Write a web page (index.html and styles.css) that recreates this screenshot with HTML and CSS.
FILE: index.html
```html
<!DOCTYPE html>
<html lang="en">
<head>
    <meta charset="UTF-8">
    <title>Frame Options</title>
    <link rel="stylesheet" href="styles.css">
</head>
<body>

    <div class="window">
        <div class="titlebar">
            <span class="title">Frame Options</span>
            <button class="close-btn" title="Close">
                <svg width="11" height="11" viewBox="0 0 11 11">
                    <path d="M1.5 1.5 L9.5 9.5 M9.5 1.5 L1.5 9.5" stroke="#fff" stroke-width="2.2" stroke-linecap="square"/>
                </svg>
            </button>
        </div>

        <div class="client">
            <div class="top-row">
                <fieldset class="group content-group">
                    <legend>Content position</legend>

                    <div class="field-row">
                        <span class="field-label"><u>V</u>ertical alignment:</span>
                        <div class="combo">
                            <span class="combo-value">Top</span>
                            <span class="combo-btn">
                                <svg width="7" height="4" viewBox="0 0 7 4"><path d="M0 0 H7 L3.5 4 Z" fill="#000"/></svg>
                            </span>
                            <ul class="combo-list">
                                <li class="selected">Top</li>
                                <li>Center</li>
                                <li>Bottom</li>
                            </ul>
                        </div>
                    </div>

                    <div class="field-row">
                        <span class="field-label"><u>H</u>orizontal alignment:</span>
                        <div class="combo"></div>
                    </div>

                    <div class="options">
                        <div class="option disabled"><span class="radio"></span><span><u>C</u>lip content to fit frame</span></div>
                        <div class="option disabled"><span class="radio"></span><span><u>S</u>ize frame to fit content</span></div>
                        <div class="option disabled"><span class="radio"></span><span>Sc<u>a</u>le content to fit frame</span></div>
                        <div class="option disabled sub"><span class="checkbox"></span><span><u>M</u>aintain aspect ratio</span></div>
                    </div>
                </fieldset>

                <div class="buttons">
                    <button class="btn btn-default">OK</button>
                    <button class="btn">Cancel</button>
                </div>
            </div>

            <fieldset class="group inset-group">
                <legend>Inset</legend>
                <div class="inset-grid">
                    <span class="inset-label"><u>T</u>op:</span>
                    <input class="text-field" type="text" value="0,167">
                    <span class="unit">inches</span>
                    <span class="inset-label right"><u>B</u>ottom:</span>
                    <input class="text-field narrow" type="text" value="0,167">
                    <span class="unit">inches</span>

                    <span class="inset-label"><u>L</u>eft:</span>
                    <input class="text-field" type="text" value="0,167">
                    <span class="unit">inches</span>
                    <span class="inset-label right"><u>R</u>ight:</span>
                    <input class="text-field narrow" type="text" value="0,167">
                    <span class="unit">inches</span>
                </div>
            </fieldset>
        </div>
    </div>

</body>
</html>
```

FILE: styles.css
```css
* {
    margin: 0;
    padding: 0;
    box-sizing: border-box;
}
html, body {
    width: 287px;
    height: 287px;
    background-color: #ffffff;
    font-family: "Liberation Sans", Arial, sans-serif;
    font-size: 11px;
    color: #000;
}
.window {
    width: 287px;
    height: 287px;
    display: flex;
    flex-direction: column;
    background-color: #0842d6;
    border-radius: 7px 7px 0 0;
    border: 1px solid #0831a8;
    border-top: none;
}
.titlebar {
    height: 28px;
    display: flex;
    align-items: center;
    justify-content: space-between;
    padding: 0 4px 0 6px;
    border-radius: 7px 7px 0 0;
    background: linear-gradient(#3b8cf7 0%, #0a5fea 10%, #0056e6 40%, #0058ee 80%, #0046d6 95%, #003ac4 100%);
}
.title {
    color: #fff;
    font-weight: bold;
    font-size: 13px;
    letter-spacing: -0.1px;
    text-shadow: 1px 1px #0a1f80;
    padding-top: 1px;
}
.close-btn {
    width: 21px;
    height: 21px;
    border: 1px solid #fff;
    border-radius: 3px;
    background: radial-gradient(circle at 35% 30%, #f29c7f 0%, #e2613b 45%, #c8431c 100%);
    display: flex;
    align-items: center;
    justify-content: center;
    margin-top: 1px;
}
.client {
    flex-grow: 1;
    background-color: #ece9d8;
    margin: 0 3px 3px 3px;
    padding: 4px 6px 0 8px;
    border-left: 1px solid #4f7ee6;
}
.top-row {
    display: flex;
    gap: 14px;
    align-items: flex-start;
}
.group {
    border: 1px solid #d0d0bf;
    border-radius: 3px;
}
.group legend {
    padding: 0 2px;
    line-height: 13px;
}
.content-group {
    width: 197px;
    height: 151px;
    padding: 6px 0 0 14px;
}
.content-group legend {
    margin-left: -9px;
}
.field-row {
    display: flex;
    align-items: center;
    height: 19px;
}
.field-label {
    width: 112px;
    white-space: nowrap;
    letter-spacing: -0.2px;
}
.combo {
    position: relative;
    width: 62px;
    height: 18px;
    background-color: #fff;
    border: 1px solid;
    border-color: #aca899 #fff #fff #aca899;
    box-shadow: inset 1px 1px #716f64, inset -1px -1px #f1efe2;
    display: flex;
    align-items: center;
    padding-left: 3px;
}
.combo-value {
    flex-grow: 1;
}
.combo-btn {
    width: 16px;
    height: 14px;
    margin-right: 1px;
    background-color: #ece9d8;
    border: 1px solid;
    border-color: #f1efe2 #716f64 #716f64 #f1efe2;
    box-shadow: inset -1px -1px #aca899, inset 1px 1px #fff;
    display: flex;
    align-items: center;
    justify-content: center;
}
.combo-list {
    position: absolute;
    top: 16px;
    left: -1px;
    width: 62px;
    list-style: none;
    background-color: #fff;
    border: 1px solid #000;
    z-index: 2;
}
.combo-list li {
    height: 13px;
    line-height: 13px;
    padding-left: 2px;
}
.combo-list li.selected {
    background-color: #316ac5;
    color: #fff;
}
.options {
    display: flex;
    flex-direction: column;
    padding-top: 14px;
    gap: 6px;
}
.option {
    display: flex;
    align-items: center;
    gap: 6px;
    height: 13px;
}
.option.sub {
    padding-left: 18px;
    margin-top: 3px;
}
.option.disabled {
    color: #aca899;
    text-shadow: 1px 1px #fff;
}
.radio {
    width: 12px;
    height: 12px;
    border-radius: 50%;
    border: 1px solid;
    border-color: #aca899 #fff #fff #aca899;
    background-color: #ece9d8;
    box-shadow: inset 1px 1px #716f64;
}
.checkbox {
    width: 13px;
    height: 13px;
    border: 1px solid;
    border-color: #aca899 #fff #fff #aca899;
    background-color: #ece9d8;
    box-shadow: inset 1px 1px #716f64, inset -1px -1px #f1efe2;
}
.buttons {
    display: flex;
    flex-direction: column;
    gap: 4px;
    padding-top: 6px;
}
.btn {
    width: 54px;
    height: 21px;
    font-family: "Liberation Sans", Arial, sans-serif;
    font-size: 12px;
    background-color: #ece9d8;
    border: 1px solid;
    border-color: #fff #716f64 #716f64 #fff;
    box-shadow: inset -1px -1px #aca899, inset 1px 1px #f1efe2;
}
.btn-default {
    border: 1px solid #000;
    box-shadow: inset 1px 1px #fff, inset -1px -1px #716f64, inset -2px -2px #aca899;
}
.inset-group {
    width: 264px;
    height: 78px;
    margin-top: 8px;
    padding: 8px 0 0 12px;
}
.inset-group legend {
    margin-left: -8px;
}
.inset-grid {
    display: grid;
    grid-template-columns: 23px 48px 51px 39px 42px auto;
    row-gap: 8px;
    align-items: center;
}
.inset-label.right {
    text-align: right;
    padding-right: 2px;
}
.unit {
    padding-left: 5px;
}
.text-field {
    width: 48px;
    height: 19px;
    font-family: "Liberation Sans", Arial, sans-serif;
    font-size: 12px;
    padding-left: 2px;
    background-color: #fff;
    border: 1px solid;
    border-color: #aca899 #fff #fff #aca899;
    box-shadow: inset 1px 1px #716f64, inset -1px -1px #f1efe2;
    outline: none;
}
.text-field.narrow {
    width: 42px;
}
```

::::

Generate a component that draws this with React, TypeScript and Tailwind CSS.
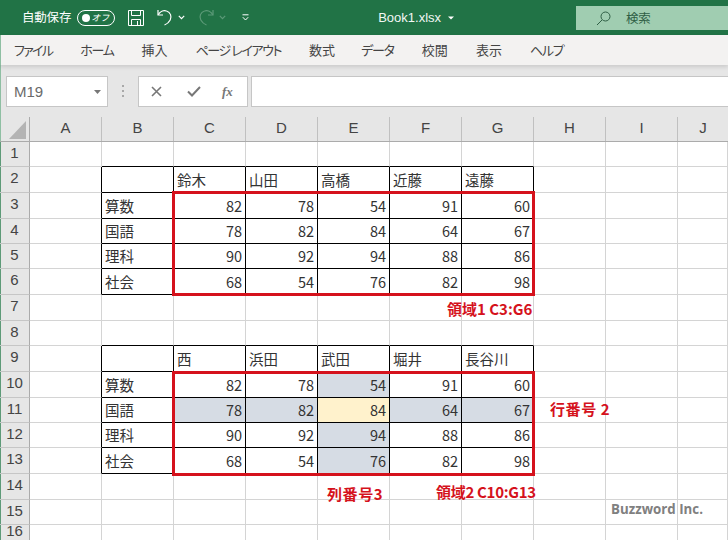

::::

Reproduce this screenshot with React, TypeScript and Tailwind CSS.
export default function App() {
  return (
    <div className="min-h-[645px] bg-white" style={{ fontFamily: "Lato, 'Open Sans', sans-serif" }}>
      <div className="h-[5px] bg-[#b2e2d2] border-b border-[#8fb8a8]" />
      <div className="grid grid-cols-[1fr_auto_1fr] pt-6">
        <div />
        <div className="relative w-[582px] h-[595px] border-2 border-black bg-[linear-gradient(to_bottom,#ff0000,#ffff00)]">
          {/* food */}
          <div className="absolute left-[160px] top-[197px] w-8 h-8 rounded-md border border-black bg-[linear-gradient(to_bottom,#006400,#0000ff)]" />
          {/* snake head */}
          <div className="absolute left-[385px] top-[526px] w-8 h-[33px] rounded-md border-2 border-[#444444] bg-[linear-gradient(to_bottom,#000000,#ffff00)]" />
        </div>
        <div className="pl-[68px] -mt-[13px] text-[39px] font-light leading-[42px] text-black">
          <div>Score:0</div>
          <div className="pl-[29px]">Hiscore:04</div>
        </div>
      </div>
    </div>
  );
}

::::

▸ **Work to do**: Go through the records. Copy each line where "styles" appears.

▸ **Expected answer**:
Write a web page (index.html and styles.css) that recreates this screenshot with HTML and CSS.
    <link rel="stylesheet" href="styles.css">
FILE: styles.css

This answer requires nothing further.